Absatz 1: Die Bürgerdeputierten werden auf Grund von Wahlvorschlägen der Fraktionen gewählt. Die Vorschläge sollen mindestens doppelt soviele Bewerberinnen und Bewerber enthalten, wie auf die einzelnen Fraktionen Sitze entfallen. Die sich bewerbenden Personen sollen die Vielfalt der Menschen mit Migrationsgeschichte im Sinne des § 3 Absatz 1 des Partizipationsgesetzes vom 5. Juli 2021 (GVBl. S. 842) im Bezirk hinreichend abbilden. Stellvertreterinnen und Stellvertreter der gewählten Bürgerdeputierten sind die auf demselben Wahlvorschlag an nächster Stelle stehenden Personen.
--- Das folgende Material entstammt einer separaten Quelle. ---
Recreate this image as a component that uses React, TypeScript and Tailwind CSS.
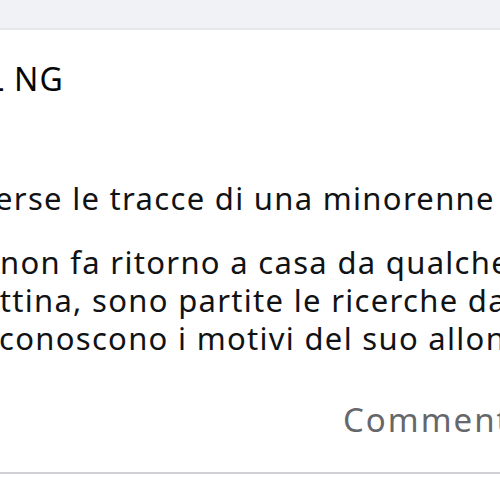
import React from "react";

export default function App() {
  return (
    <div
      className="w-[500px] h-[500px] overflow-hidden bg-white relative"
      style={{ fontFamily: '"Noto Sans", "Open Sans", sans-serif' }}
    >
      <div className="h-[30px] bg-[#f0f2f5] border-b-2 border-[#e6e8eb]" />
      <div className="flex flex-col">
        <div className="h-[68px] flex items-end">
          <div className="whitespace-nowrap text-[32px] leading-[38px] tracking-[1px] text-[#050505] ml-[-13px]">
            L NG
          </div>
        </div>
        <div className="h-[81px]" />
        <div className="flex flex-col text-[31px] leading-[38px] tracking-[1.3px] text-[#101214] whitespace-nowrap">
          <div className="ml-[-5px]">erse le tracce di una minorenne di</div>
          <div className="mt-[26px] ml-[0px]">non fa ritorno a casa da qualche giorno</div>
          <div className="ml-[-19px]">attina, sono partite le ricerche da parte</div>
          <div className="ml-[-1px]">conoscono i motivi del suo allontanamento</div>
        </div>
        <div className="flex mt-[44px] whitespace-nowrap">
          <div className="ml-[343px] text-[33px] leading-[38px] tracking-[2px] text-[#65676b]">Commenta</div>
        </div>
        <div className="mt-[33px] h-[2px] bg-[#cfd1d4]" />
      </div>
    </div>
  );
}
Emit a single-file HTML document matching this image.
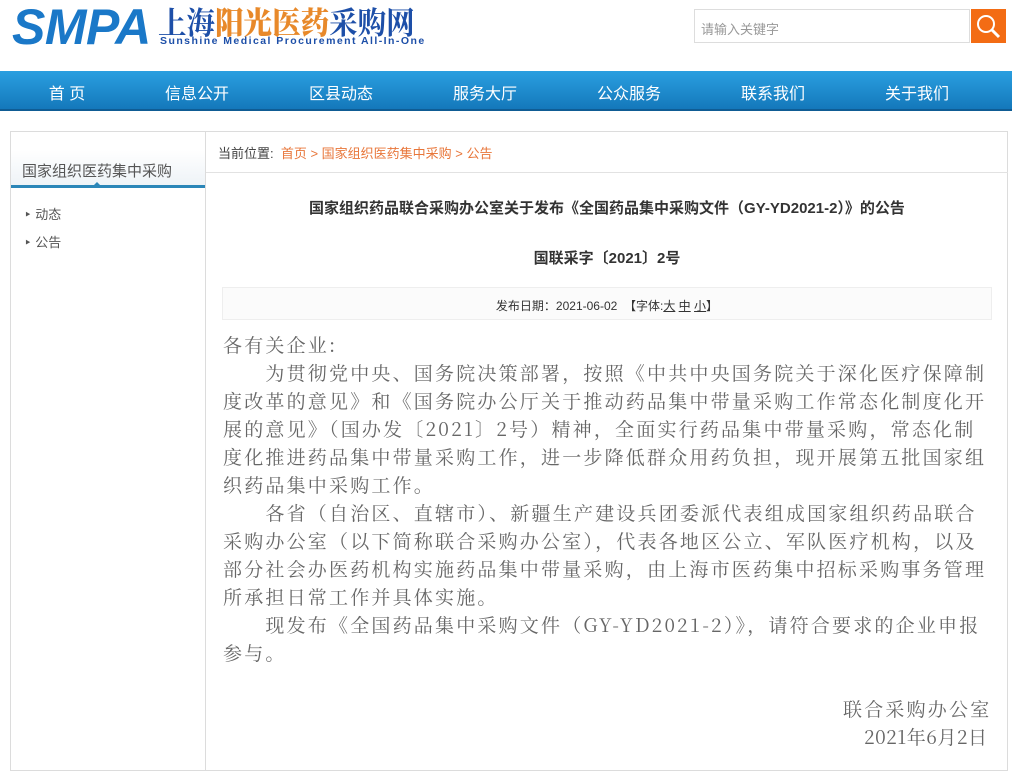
<!DOCTYPE html>
<html><head><meta charset="utf-8"><style>
*{margin:0;padding:0;box-sizing:border-box}
body{width:1012px;height:750px;overflow:hidden;background:#fff;font-family:"Liberation Sans","Noto Sans CJK SC",sans-serif;position:relative}
.abs{position:absolute}
.logo{left:12px;top:-3px;font:italic 900 50px "Liberation Sans",sans-serif;color:#1a78c8;letter-spacing:-0.5px;line-height:60px}
.cn{left:158px;top:1px;font:bold 31px "Noto Serif CJK SC",serif;letter-spacing:0;color:#1d4fa8;line-height:40px;white-space:nowrap;transform-origin:0 0;transform:scaleX(0.92)}
.cn b{color:#e8892a}
.en{left:160px;top:35px;font:bold 10.5px "Liberation Sans",sans-serif;color:#1d4fa8;letter-spacing:1.45px;white-space:nowrap}
.search{left:694px;top:9px;width:276px;height:34px;border:1px solid #ddd;font-size:13px;color:#999;padding:9px 6px}
.sbtn{left:971px;top:9px;width:35px;height:34px;background:#f36c14}
.nav{left:0;top:71px;width:1012px;height:40px;background:linear-gradient(#2a9fe0,#1478bb);border-bottom:2px solid #0f5c94}
.nav span{position:absolute;top:9px;color:#fff;font-size:16px;transform:translateX(-50%)}
.side{left:10px;top:131px;width:196px;height:640px;border:1px solid #dcdcdc}
.main{left:205px;top:131px;width:803px;height:640px;border:1px solid #dcdcdc}
.body div{position:absolute;left:223px;white-space:nowrap;font:19px "Noto Serif CJK SC","Liberation Serif",serif;letter-spacing:2.2px;color:#666}
</style></head><body>
<div class="abs logo">SMPA</div>
<div class="abs cn">上海<b>阳光医药</b>采购网</div>
<div class="abs en">Sunshine Medical Procurement All-In-One</div>
<div class="abs search">请输入关键字</div>
<div class="abs sbtn"><svg width="35" height="34"><circle cx="15" cy="15" r="8" fill="none" stroke="#fff" stroke-width="2"/><path d="M21 21l7 7" stroke="#fff" stroke-width="3"/></svg></div>
<div class="abs nav">
<span style="left:67px">首 页</span><span style="left:197px">信息公开</span><span style="left:341px">区县动态</span><span style="left:485px">服务大厅</span><span style="left:629px">公众服务</span><span style="left:773px">联系我们</span><span style="left:917px">关于我们</span>
</div>
<div class="abs side"></div>
<div class="abs main"></div>
<div class="abs" style="left:11px;top:150px;width:194px;height:38px;background:linear-gradient(#fff,#eef3f7);border-bottom:3px solid #2b86b8"></div>
<div class="abs" style="left:22px;top:160px;font-size:15px;color:#555">国家组织医药集中采购</div>
<div class="abs" style="left:92px;top:182px;width:0;height:0;border:5px solid transparent;border-bottom-color:#2b86b8;border-top:0"></div>
<div class="abs" style="left:24px;top:204px;font-size:13px;color:#555">‣ 动态</div>
<div class="abs" style="left:24px;top:232px;font-size:13px;color:#555">‣ 公告</div>
<div class="abs" style="left:206px;top:172px;width:802px;border-top:1px solid #e2e2e2"></div>
<div class="abs" style="left:218px;top:143px;font-size:13px;color:#444">当前位置: &nbsp;<span style="color:#e8763a">首页 &gt; 国家组织医药集中采购 &gt; 公告</span></div>
<div class="abs" style="left:206px;top:197px;width:802px;text-align:center;font-size:15px;font-weight:bold;color:#333">国家组织药品联合采购办公室关于发布《全国药品集中采购文件（GY-YD2021-2）》的公告</div>
<div class="abs" style="left:206px;top:247px;width:802px;text-align:center;font-size:15px;font-weight:bold;color:#333">国联采字〔2021〕2号</div>
<div class="abs" style="left:222px;top:287px;width:770px;height:33px;border:1px solid #eee;background:#fbfbfb;text-align:center;font-size:12px;color:#333;padding-top:9px">发布日期：2021-06-02 &nbsp;【字体:<u>大</u> <u>中</u> <u>小</u>】</div>
<div class="body">
<div style="top:331px">各有关企业:</div>
<div style="top:359px">　　为贯彻党中央、国务院决策部署，按照《中共中央国务院关于深化医疗保障制</div>
<div style="top:387px">度改革的意见》和《国务院办公厅关于推动药品集中带量采购工作常态化制度化开</div>
<div style="top:415px">展的意见》（国办发〔2021〕2号）精神，全面实行药品集中带量采购，常态化制</div>
<div style="top:443px">度化推进药品集中带量采购工作，进一步降低群众用药负担，现开展第五批国家组</div>
<div style="top:471px">织药品集中采购工作。</div>
<div style="top:499px">　　各省（自治区、直辖市）、新疆生产建设兵团委派代表组成国家组织药品联合</div>
<div style="top:527px">采购办公室（以下简称联合采购办公室），代表各地区公立、军队医疗机构，以及</div>
<div style="top:555px">部分社会办医药机构实施药品集中带量采购，由上海市医药集中招标采购事务管理</div>
<div style="top:583px">所承担日常工作并具体实施。</div>
<div style="top:611px">　　现发布《全国药品集中采购文件（GY-YD2021-2）》，请符合要求的企业申报</div>
<div style="top:639px">参与。</div>
<div style="top:695px;left:843px">联合采购办公室</div>
<div style="top:723px;left:864px;letter-spacing:0.5px">2021年6月2日</div>
</div>
</body></html>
Scheidet eine Bürgerdeputierte oder ein Bürgerdeputierter aus, so tritt an ihre oder seine Stelle die nächste Stellvertreterin oder der nächste Stellvertreter. Ist der Wahlvorschlag erschöpft, haben die Unterzeichnerinnen und Unterzeichner ihn mindestens in dem für das Nachrücken erforderlichen Umfang zu ergänzen. Die gesetzliche Sonderregelung für den Ausschuss für Partizipation und Integration gemäß § 32 Absatz 2 Satz 3 bleibt unberührt.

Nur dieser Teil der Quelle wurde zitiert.